* **YOUR OBJECTIVE**:
Pictures are to be left out. Copy exactly the lines from the one containing "Emit a component" to the one containing "import React from", both ends kept.

[START DATASET RECORDS]

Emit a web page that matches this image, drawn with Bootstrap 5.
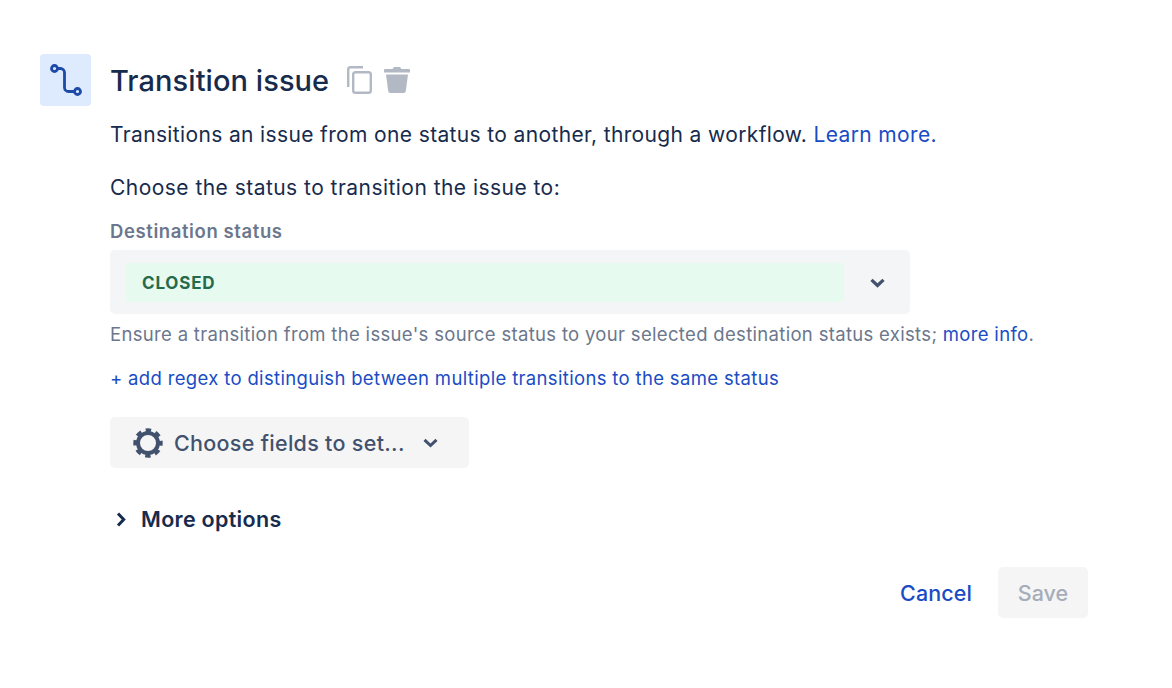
<!DOCTYPE html>
<html lang="en">
<head>
    <title>Transition issue</title>
    <link href="https://cdn.jsdelivr.net/npm/bootstrap@5.3.3/dist/css/bootstrap.min.css" rel="stylesheet">
    <style>
        body {
            font-family: Inter, "Liberation Sans", sans-serif;
            color: #172b4d;
            background: #fff;
            font-size: 21px;
            overflow: hidden;
        }
        a { color: #1a4cc4; text-decoration: none; }
        .rule-wrap { padding: 54px 84px 0 40px; }
        .rule-icon {
            width: 51px;
            height: 52px;
            background: #deebff;
            border-radius: 4px;
            flex: none;
            margin-right: 19px;
        }
        .rule-head { height: 52px; }
        .rule-title {
            font-size: 29px;
            font-weight: 500;
            letter-spacing: 0.07px;
            margin: 2px 18px 0 0;
            line-height: 52px;
        }
        .copy-icon { margin-right: 12px; }
        .line-text { line-height: 28px; margin: 0; letter-spacing: 0.36px; }
        .line-desc { margin-top: 15px; }
        .line-choose { margin-top: 25px; letter-spacing: 0.46px; }
        .field-label {
            color: #6b778c;
            font-size: 18.500px;
            font-weight: 600;
            letter-spacing: 0.6px;
            line-height: 24px;
            margin-top: 17px;
            margin-bottom: 7px;
        }
        .status-select {
            width: 800px;
            height: 64px;
            background: #f4f5f7;
            border-radius: 5px;
            padding: 13px 0 12px 16px;
        }
        .status-value {
            width: 718px;
            height: 39px;
            background: #e7faf0;
            color: #256a4b;
            font-size: 17px;
            font-weight: 700;
            letter-spacing: 0.8px;
            padding-left: 16px;
            line-height: 41px;
        }
        .status-chevron { margin-left: 26px; }
        .help-text {
            color: #6b778c;
            font-size: 18.500px;
            letter-spacing: 0.32px;
            line-height: 24px;
            margin-top: 8px;
        }
        .regex-link {
            display: block;
            font-size: 18.500px;
            letter-spacing: 0.34px;
            line-height: 24px;
            margin-top: 20px;
        }
        .fields-btn {
            width: 359px;
            height: 51px;
            background: #f5f5f6;
            border: 0;
            border-radius: 5px;
            color: #42526e;
            font-size: 21.500px;
            font-weight: 500;
            letter-spacing: 0.3px;
            padding: 0 0 0 23px;
            margin-top: 27px;
        }
        .fields-btn span { padding-top: 2px; }
        .fields-btn svg:first-child { margin-right: 11px; }
        .fields-btn svg:last-child { margin-left: 18px; }
        .more-row {
            font-size: 21.500px;
            font-weight: 600;
            letter-spacing: 0.3px;
            line-height: 28px;
            margin-top: 37px;
        }
        .more-row svg { margin: 0 15px 0 6px; }
        .form-actions { margin-top: 34px; }
        .action-cancel {
            font-size: 21.500px;
            font-weight: 500;
            letter-spacing: 0.1px;
            margin-right: 26px;
            padding-top: 2px;
        }
        .action-save {
            width: 90px;
            height: 51px;
            background: #f5f5f6;
            border: 0;
            border-radius: 5px;
            color: #a5adba;
            font-size: 21.500px;
            font-weight: 500;
            padding: 2px 0 0;
        }
    </style>
</head>
<body>
    <div class="rule-wrap d-flex">
        <div class="rule-icon d-flex align-items-center justify-content-center">
            <svg width="34" height="34" viewBox="0 0 34 34" fill="none" stroke="#1d49a7" stroke-width="2.800">
                <circle cx="5.500" cy="5.500" r="3"/>
                <circle cx="28.500" cy="28.500" r="3"/>
                <path d="M8.500 5.500h3a4 4 0 0 1 4 4v15a4 4 0 0 0 4 4h6"/>
            </svg>
        </div>
        <div class="flex-grow-1">
            <div class="rule-head d-flex align-items-center">
                <h1 class="rule-title">Transition issue</h1>
                <svg class="copy-icon" width="25" height="28" viewBox="0 0 25 28" fill="none" stroke="#b3b9c4" stroke-width="2.400">
                    <path d="M1.200 21V3.500a2.300 2.300 0 0 1 2.300-2.300H16"/>
                    <rect x="6.200" y="6.200" width="17.600" height="20.600" rx="2.300"/>
                </svg>
                <svg width="26" height="26" viewBox="0 0 26 26" fill="#b3b9c4">
                    <path d="M8.500 2 10 0h6l1.500 2H25a1 1 0 0 1 1 1v2.500H0V3a1 1 0 0 1 1-1z"/>
                    <path d="M2 7.500h22l-2.200 16.500a2.300 2.300 0 0 1-2.300 2h-13a2.300 2.300 0 0 1-2.300-2z"/>
                </svg>
            </div>
            <p class="line-text line-desc">Transitions an issue from one status to another, through a workflow. <a href="#">Learn more.</a></p>
            <p class="line-text line-choose">Choose the status to transition the issue to:</p>
            <div class="field-label">Destination status</div>
            <div class="status-select d-flex align-items-center">
                <div class="status-value">CLOSED</div>
                <svg class="status-chevron" width="15" height="10" viewBox="0 0 15 10" fill="none" stroke="#42526e" stroke-width="3.200">
                    <path d="M1.500 1.800 7.500 7.500l6-5.700"/>
                </svg>
            </div>
            <div class="help-text">Ensure a transition from the issue's source status to your selected destination status exists; <a href="#">more info</a>.</div>
            <a class="regex-link" href="#">+ add regex to distinguish between multiple transitions to the same status</a>
            <button type="button" class="fields-btn d-flex align-items-center">
                <svg width="30" height="30" viewBox="0 0 30 30" fill="none" stroke="#42526e">
                    <circle cx="15" cy="15" r="10" stroke-width="4"/>
                    <circle cx="15" cy="15" r="12.800" stroke-width="3.800" stroke-dasharray="5.400 4.653" stroke-dashoffset="2.700"/>
                </svg>
                <span>Choose fields to set...</span>
                <svg width="15" height="10" viewBox="0 0 15 10" fill="none" stroke="#42526e" stroke-width="3">
                    <path d="M1.500 1.800 7.500 7.500l6-5.700"/>
                </svg>
            </button>
            <div class="more-row d-flex align-items-center">
                <svg width="10" height="15" viewBox="0 0 10 15" fill="none" stroke="#172b4d" stroke-width="3">
                    <path d="M2 1.500 7.700 7.500 2 13.500"/>
                </svg>
                <span>More options</span>
            </div>
            <div class="form-actions d-flex justify-content-end align-items-center">
                <a class="action-cancel" href="#">Cancel</a>
                <button type="button" class="action-save" disabled>Save</button>
            </div>
        </div>
    </div>
    <script src="https://cdn.jsdelivr.net/npm/bootstrap@5.3.3/dist/js/bootstrap.bundle.min.js"></script>
</body>
</html>
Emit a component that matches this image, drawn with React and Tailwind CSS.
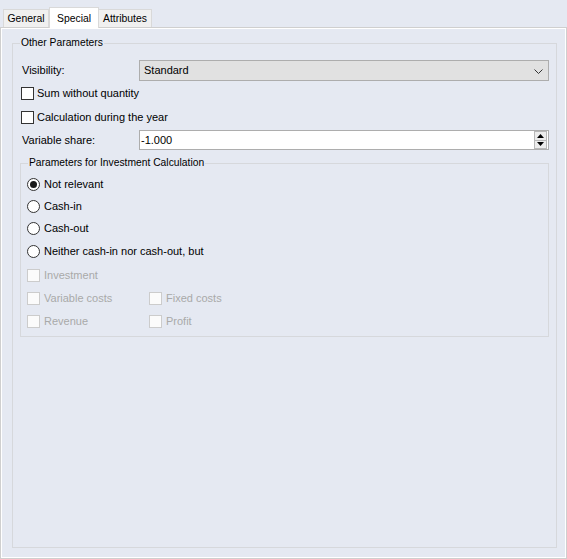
import React from "react";

function Check({ label, disabled, gap }) {
  return (
    <div className={"flex items-center " + (gap ? "gap-[3px]" : "gap-[4px]")}>
      <span
        className={
          "block w-[13px] h-[13px] border " +
          (disabled ? "border-[#cccccc] bg-[#fbfbfb]" : "border-[#333333] bg-white")
        }
      />
      <span className={disabled ? "text-[#a9a9a9]" : "text-black"}>{label}</span>
    </div>
  );
}

function Radio({ label, checked }) {
  return (
    <div className="flex items-center gap-[4px]">
      <span className="flex items-center justify-center w-[13px] h-[13px] rounded-full border border-[#333333] bg-white">
        {checked && <span className="block w-[7px] h-[7px] rounded-full bg-[#1a1a1a]" />}
      </span>
      <span className="text-black">{label}</span>
    </div>
  );
}

export default function App() {
  return (
    <div className="w-[567px] h-[559px] bg-[#e5e9f2] flex flex-col font-['Liberation_Sans',Arial,sans-serif] text-[11px] leading-[13px] text-black select-none">
      {/* Tab strip */}
      <div className="h-[27px] flex items-end pl-[3px] text-[10.4px]">
        <div className="h-[18px] w-[46px] border border-b-0 border-[#d9d9d9] bg-[#f0f0f0] flex items-center justify-center">
          General
        </div>
        <div className="relative z-10 h-[21px] w-[50px] -mb-[1px] border border-b-0 border-[#d9d9d9] bg-white flex items-start justify-center pt-[4px]">
          Special
        </div>
        <div className="h-[18px] w-[53px] border border-b-0 border-l-0 border-[#d9d9d9] bg-[#f0f0f0] flex items-center justify-center">
          Attributes
        </div>
      </div>

      {/* Tab page */}
      <div className="flex-1 border border-[#cfcfcf] bg-white p-px flex flex-col">
        <div className="flex-1 bg-[#e5e9f2] flex flex-col pl-[10px] pr-[8px] pt-[7px] pb-[9px]">
          <fieldset className="flex-1 border border-[#d6d8dc] pl-[8px] pr-[7px]">
            <legend className="-ml-[1px] px-[1px] text-[10.3px] leading-[14px]">Other Parameters</legend>

            <div className="mt-[10px] h-[21px] flex items-center">
              <div className="w-[118px] pl-[1px]">Visibility:</div>
              <div className="flex-1 h-[21px] border border-[#adadad] bg-[#e1e1e1] flex items-center justify-between pl-[4px] pr-[5px]">
                <span>Standard</span>
                <svg width="9" height="5" viewBox="0 0 9 5" className="mt-[1px]">
                  <path d="M0.5 0.5 L4.5 4.5 L8.5 0.5" fill="none" stroke="#333" strokeWidth="1" />
                </svg>
              </div>
            </div>

            <div className="mt-[2px] h-[20px] flex items-center">
              <Check label="Sum without quantity" gap />
            </div>
            <div className="mt-[4px] h-[20px] flex items-center">
              <Check label="Calculation during the year" gap />
            </div>

            <div className="mt-[3px] h-[20px] flex items-center">
              <div className="w-[118px] pl-[1px]">Variable share:</div>
              <div className="flex-1 h-[20px] border border-[#adadad] bg-white flex items-center pl-[1px] pr-px">
                <span className="flex-1">-1.000</span>
                <div className="flex flex-col w-[13px] h-[18px]">
                  <div className="flex-1 border border-[#b8b8b8] bg-[#ececec] flex items-center justify-center">
                    <svg width="7" height="4" viewBox="0 0 7 4">
                      <path d="M0 4 L3.5 0 L7 4 Z" fill="#000" />
                    </svg>
                  </div>
                  <div className="flex-1 border border-t-0 border-[#b8b8b8] bg-[#ececec] flex items-center justify-center">
                    <svg width="7" height="4" viewBox="0 0 7 4">
                      <path d="M0 0 L7 0 L3.5 4 Z" fill="#000" />
                    </svg>
                  </div>
                </div>
              </div>
            </div>

            <fieldset className="mt-[6px] -ml-[1px] border border-[#d6d8dc] pl-[6px] pb-[3px]">
              <legend className="ml-[1px] px-[1px] text-[10.3px] leading-[14px]">
                Parameters for Investment Calculation
              </legend>
              <div className="mt-[3px] h-[22px] flex items-center">
                <Radio label="Not relevant" checked />
              </div>
              <div className="h-[22px] flex items-center">
                <Radio label="Cash-in" />
              </div>
              <div className="h-[23px] flex items-center">
                <Radio label="Cash-out" />
              </div>
              <div className="h-[22px] flex items-center">
                <Radio label="Neither cash-in nor cash-out, but" />
              </div>
              <div className="mt-[2px] h-[23px] flex items-center">
                <Check label="Investment" disabled />
              </div>
              <div className="h-[23px] flex items-center">
                <div className="w-[122px]">
                  <Check label="Variable costs" disabled />
                </div>
                <Check label="Fixed costs" disabled />
              </div>
              <div className="h-[23px] flex items-center">
                <div className="w-[122px]">
                  <Check label="Revenue" disabled />
                </div>
                <Check label="Profit" disabled />
              </div>
            </fieldset>
          </fieldset>
        </div>
      </div>
    </div>
  );
}
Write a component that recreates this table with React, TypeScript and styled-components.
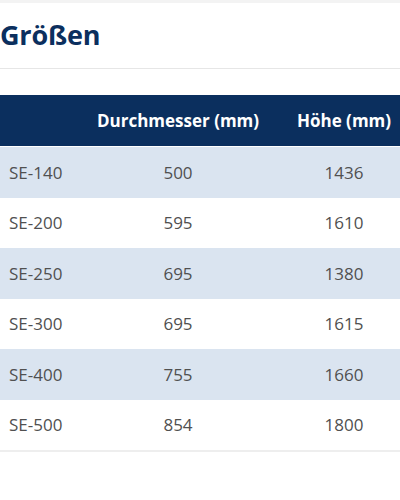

[END DATASET RECORDS]

* **ANSWER TO THIS EXERCISE**:
Emit a component that matches this image, drawn with React and Tailwind CSS.
import React from "react";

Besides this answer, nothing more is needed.